_WORK TO BE COMPLETED_
Set down all of the data that follows word for word, without the images.

_COLLECTED MATERIAL_
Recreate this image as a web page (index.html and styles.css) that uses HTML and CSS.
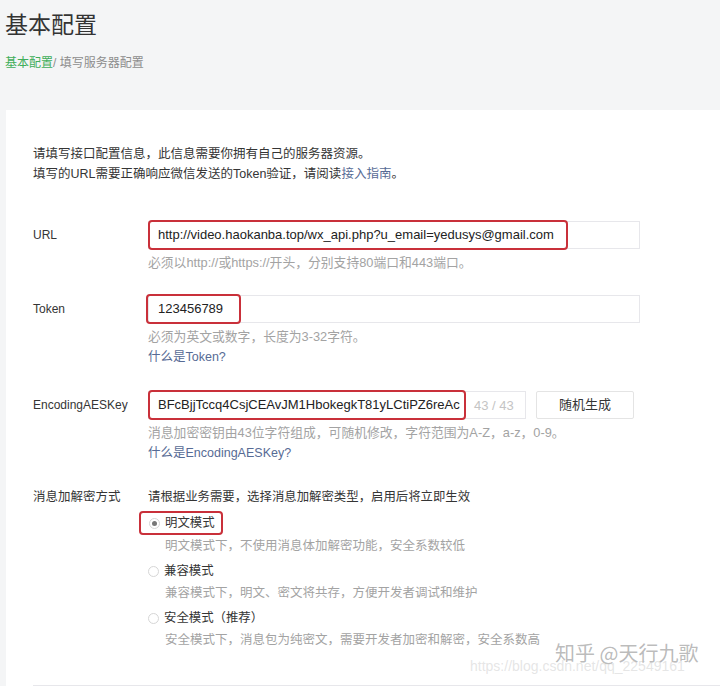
FILE: index.html
```html
<!doctype html>
<html>
<head>
<meta charset="utf-8">
<title>基本配置</title>
<link rel="stylesheet" href="styles.css">
</head>

<body>
<div class="page">
    <h1 class="title">基本配置</h1>
    <div class="crumb"><span class="crumb-home">基本配置</span>/ 填写服务器配置</div>

    <div class="card">
        <div class="intro">
            <p>请填写接口配置信息，此信息需要你拥有自己的服务器资源。</p>
            <p>填写的URL需要正确响应微信发送的Token验证，请阅读<a class="link">接入指南</a>。</p>
        </div>

        <div class="row row-url">
            <div class="label">URL</div>
            <div class="ctrl">
                <div class="input">
                    <span class="mark mark-url">http://video.haokanba.top/wx_api.php?u_email=yedusys@gmail.com</span>
                </div>
                <div class="hint">必须以http://或https://开头，分别支持80端口和443端口。</div>
            </div>
        </div>

        <div class="row row-token">
            <div class="label">Token</div>
            <div class="ctrl">
                <div class="input">
                    <span class="mark mark-token">123456789</span>
                </div>
                <div class="hint">必须为英文或数字，长度为3-32字符。</div>
                <a class="link">什么是Token?</a>
            </div>
        </div>

        <div class="row row-aes">
            <div class="label">EncodingAESKey</div>
            <div class="ctrl">
                <div class="aes-line">
                    <div class="input input-aes">
                        <span class="mark mark-aes">BFcBjjTccq4CsjCEAvJM1HbokegkT81yLCtiPZ6reAc</span>
                        <span class="count">43 / 43</span>
                    </div>
                    <div class="btn">随机生成</div>
                </div>
                <div class="hint">消息加密密钥由43位字符组成，可随机修改，字符范围为A-Z，a-z，0-9。</div>
                <a class="link">什么是EncodingAESKey?</a>
            </div>
        </div>

        <div class="row row-mode">
            <div class="label">消息加解密方式</div>
            <div class="ctrl">
                <div class="mode-tip">请根据业务需要，选择消息加解密类型，启用后将立即生效</div>
                <div class="option option-first">
                    <span class="mark mark-radio"><i class="radio checked"></i>明文模式</span>
                </div>
                <div class="desc">明文模式下，不使用消息体加解密功能，安全系数较低</div>
                <div class="option"><i class="radio"></i>兼容模式</div>
                <div class="desc">兼容模式下，明文、密文将共存，方便开发者调试和维护</div>
                <div class="option"><i class="radio"></i>安全模式（推荐）</div>
                <div class="desc">安全模式下，消息包为纯密文，需要开发者加密和解密，安全系数高</div>
            </div>
        </div>

        <div class="foot"></div>
    </div>

    <div class="watermark">知乎 @天行九歌</div>
    <div class="watermark-url">https://blog.csdn.net/qq_22549161</div>
</div>
</body>
</html>
```

FILE: styles.css
```css
html, body { margin: 0; padding: 0; }
body { font-family: "Liberation Sans", "Noto Sans CJK SC", sans-serif; color: #353535; background-color: #f4f5f6; }
.page { position: relative; width: 720px; height: 686px; overflow: hidden; }
.title { font-size: 23px; font-weight: normal; color: #333; margin: 0; padding: 10px 0 0 5px; line-height: 30px; }
.crumb { font-size: 12px; color: #8d8d8d; padding-left: 5px; margin-top: 13px; line-height: 20px; }
.crumb-home { color: #3fae5a; }
.card { background-color: #fff; margin: 37px 0 0 6px; padding: 35px 0 0 27px; height: 600px; }
.intro { font-size: 12.5px; line-height: 19px; color: #353535; }
.intro p { margin: 0; }
.link { color: #576b95; text-decoration: none; font-size: 12.5px; line-height: 20px; display: block; }
.intro .link { display: inline; font-size: inherit; }
.row { display: flex; }
.label { width: 115px; flex: none; font-size: 12px; line-height: 28px; color: #353535; }
.ctrl { flex: none; }
.row-url { margin-top: 37px; }
.row-token { margin-top: 22px; }
.row-aes { margin-top: 24px; }
.row-mode { margin-top: 24px; }
.row-mode .label { line-height: 20px; font-size: 12.5px; }
.input { width: 492px; height: 28px; box-sizing: border-box; border: 1px solid #e7e7eb; display: flex; align-items: center; font-size: 13px; color: #222; }
.mark { border: 2px solid #c9303a; border-radius: 4px; box-sizing: border-box; }
.mark-url { margin-left: -1px; height: 30px; width: 420px; line-height: 26px; padding-left: 8px; }
.mark-token { margin-left: -3px; height: 30px; width: 95px; line-height: 26px; padding-left: 10px; }
.aes-line { display: flex; align-items: center; }
.input-aes { width: 378px; }
.mark-aes { margin-left: -1px; height: 30px; width: 318px; line-height: 26px; padding-left: 8px; white-space: nowrap; }
.count { color: #c4c4c4; font-size: 13px; padding-left: 8px; }
.btn { margin-left: 10px; width: 98px; height: 28px; box-sizing: border-box; border: 1px solid #e4e4e4; border-radius: 2px; text-align: center; line-height: 26px; font-size: 13px; color: #353535; }
.hint { font-size: 12.8px; line-height: 20px; color: #a3a3a3; margin-top: 4px; }
.mode-tip { font-size: 12.4px; line-height: 20px; color: #353535; }
.option { font-size: 12.4px; line-height: 22px; color: #353535; margin-top: 3px; display: flex; align-items: center; }
.option-first { margin-top: 4px; margin-left: -9px; }
.mark-radio { display: flex; align-items: center; height: 24px; padding: 0 6px 0 8px; }
.radio { width: 9px; height: 9px; border: 1px solid #d6d6d6; border-radius: 50%; margin-right: 5px; position: relative; background: #fff; }
.radio.checked::after { content: ""; position: absolute; left: 2px; top: 2px; width: 5px; height: 5px; border-radius: 50%; background: #777; }
.desc { font-size: 12.5px; line-height: 22px; color: #a3a3a3; padding-left: 17px; }
.foot { border-top: 1px solid #e7e7eb; margin-top: 34px; }
.watermark { position: absolute; left: 555px; top: 639px; font-size: 20px; line-height: 28px; white-space: nowrap; color: rgba(130, 130, 130, 0.55); font-family: "Noto Sans CJK SC", sans-serif; }
.watermark-url { position: absolute; left: 470px; top: 657px; font-size: 14px; line-height: 18px; white-space: nowrap; color: rgba(190, 190, 190, 0.4); }
```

_EXERCISE ANSWER_
Recreate this image as a web page (index.html and styles.css) that uses HTML and CSS.
FILE: index.html
```html
<!doctype html>
<html>
<head>
<meta charset="utf-8">
<title>基本配置</title>
<link rel="stylesheet" href="styles.css">
</head>

<body>
<div class="page">
    <h1 class="title">基本配置</h1>
    <div class="crumb"><span class="crumb-home">基本配置</span>/ 填写服务器配置</div>

    <div class="card">
        <div class="intro">
            <p>请填写接口配置信息，此信息需要你拥有自己的服务器资源。</p>
            <p>填写的URL需要正确响应微信发送的Token验证，请阅读<a class="link">接入指南</a>。</p>
        </div>

        <div class="row row-url">
            <div class="label">URL</div>
            <div class="ctrl">
                <div class="input">
                    <span class="mark mark-url">http://video.haokanba.top/wx_api.php?u_email=yedusys@gmail.com</span>
                </div>
                <div class="hint">必须以http://或https://开头，分别支持80端口和443端口。</div>
            </div>
        </div>

        <div class="row row-token">
            <div class="label">Token</div>
            <div class="ctrl">
                <div class="input">
                    <span class="mark mark-token">123456789</span>
                </div>
                <div class="hint">必须为英文或数字，长度为3-32字符。</div>
                <a class="link">什么是Token?</a>
            </div>
        </div>

        <div class="row row-aes">
            <div class="label">EncodingAESKey</div>
            <div class="ctrl">
                <div class="aes-line">
                    <div class="input input-aes">
                        <span class="mark mark-aes">BFcBjjTccq4CsjCEAvJM1HbokegkT81yLCtiPZ6reAc</span>
                        <span class="count">43 / 43</span>
                    </div>
                    <div class="btn">随机生成</div>
                </div>
                <div class="hint">消息加密密钥由43位字符组成，可随机修改，字符范围为A-Z，a-z，0-9。</div>
                <a class="link">什么是EncodingAESKey?</a>
            </div>
        </div>

        <div class="row row-mode">
            <div class="label">消息加解密方式</div>
            <div class="ctrl">
                <div class="mode-tip">请根据业务需要，选择消息加解密类型，启用后将立即生效</div>
                <div class="option option-first">
                    <span class="mark mark-radio"><i class="radio checked"></i>明文模式</span>
                </div>
                <div class="desc">明文模式下，不使用消息体加解密功能，安全系数较低</div>
                <div class="option"><i class="radio"></i>兼容模式</div>
                <div class="desc">兼容模式下，明文、密文将共存，方便开发者调试和维护</div>
                <div class="option"><i class="radio"></i>安全模式（推荐）</div>
                <div class="desc">安全模式下，消息包为纯密文，需要开发者加密和解密，安全系数高</div>
            </div>
        </div>

        <div class="foot"></div>
    </div>

    <div class="watermark">知乎 @天行九歌</div>
    <div class="watermark-url">https://blog.csdn.net/qq_22549161</div>
</div>
</body>
</html>
```

FILE: styles.css
```css
html, body { margin: 0; padding: 0; }
body { font-family: "Liberation Sans", "Noto Sans CJK SC", sans-serif; color: #353535; background-color: #f4f5f6; }
.page { position: relative; width: 720px; height: 686px; overflow: hidden; }
.title { font-size: 23px; font-weight: normal; color: #333; margin: 0; padding: 10px 0 0 5px; line-height: 30px; }
.crumb { font-size: 12px; color: #8d8d8d; padding-left: 5px; margin-top: 13px; line-height: 20px; }
.crumb-home { color: #3fae5a; }
.card { background-color: #fff; margin: 37px 0 0 6px; padding: 35px 0 0 27px; height: 600px; }
.intro { font-size: 12.5px; line-height: 19px; color: #353535; }
.intro p { margin: 0; }
.link { color: #576b95; text-decoration: none; font-size: 12.5px; line-height: 20px; display: block; }
.intro .link { display: inline; font-size: inherit; }
.row { display: flex; }
.label { width: 115px; flex: none; font-size: 12px; line-height: 28px; color: #353535; }
.ctrl { flex: none; }
.row-url { margin-top: 37px; }
.row-token { margin-top: 22px; }
.row-aes { margin-top: 24px; }
.row-mode { margin-top: 24px; }
.row-mode .label { line-height: 20px; font-size: 12.5px; }
.input { width: 492px; height: 28px; box-sizing: border-box; border: 1px solid #e7e7eb; display: flex; align-items: center; font-size: 13px; color: #222; }
.mark { border: 2px solid #c9303a; border-radius: 4px; box-sizing: border-box; }
.mark-url { margin-left: -1px; height: 30px; width: 420px; line-height: 26px; padding-left: 8px; }
.mark-token { margin-left: -3px; height: 30px; width: 95px; line-height: 26px; padding-left: 10px; }
.aes-line { display: flex; align-items: center; }
.input-aes { width: 378px; }
.mark-aes { margin-left: -1px; height: 30px; width: 318px; line-height: 26px; padding-left: 8px; white-space: nowrap; }
.count { color: #c4c4c4; font-size: 13px; padding-left: 8px; }
.btn { margin-left: 10px; width: 98px; height: 28px; box-sizing: border-box; border: 1px solid #e4e4e4; border-radius: 2px; text-align: center; line-height: 26px; font-size: 13px; color: #353535; }
.hint { font-size: 12.8px; line-height: 20px; color: #a3a3a3; margin-top: 4px; }
.mode-tip { font-size: 12.4px; line-height: 20px; color: #353535; }
.option { font-size: 12.4px; line-height: 22px; color: #353535; margin-top: 3px; display: flex; align-items: center; }
.option-first { margin-top: 4px; margin-left: -9px; }
.mark-radio { display: flex; align-items: center; height: 24px; padding: 0 6px 0 8px; }
.radio { width: 9px; height: 9px; border: 1px solid #d6d6d6; border-radius: 50%; margin-right: 5px; position: relative; background: #fff; }
.radio.checked::after { content: ""; position: absolute; left: 2px; top: 2px; width: 5px; height: 5px; border-radius: 50%; background: #777; }
.desc { font-size: 12.5px; line-height: 22px; color: #a3a3a3; padding-left: 17px; }
.foot { border-top: 1px solid #e7e7eb; margin-top: 34px; }
.watermark { position: absolute; left: 555px; top: 639px; font-size: 20px; line-height: 28px; white-space: nowrap; color: rgba(130, 130, 130, 0.55); font-family: "Noto Sans CJK SC", sans-serif; }
.watermark-url { position: absolute; left: 470px; top: 657px; font-size: 14px; line-height: 18px; white-space: nowrap; color: rgba(190, 190, 190, 0.4); }
```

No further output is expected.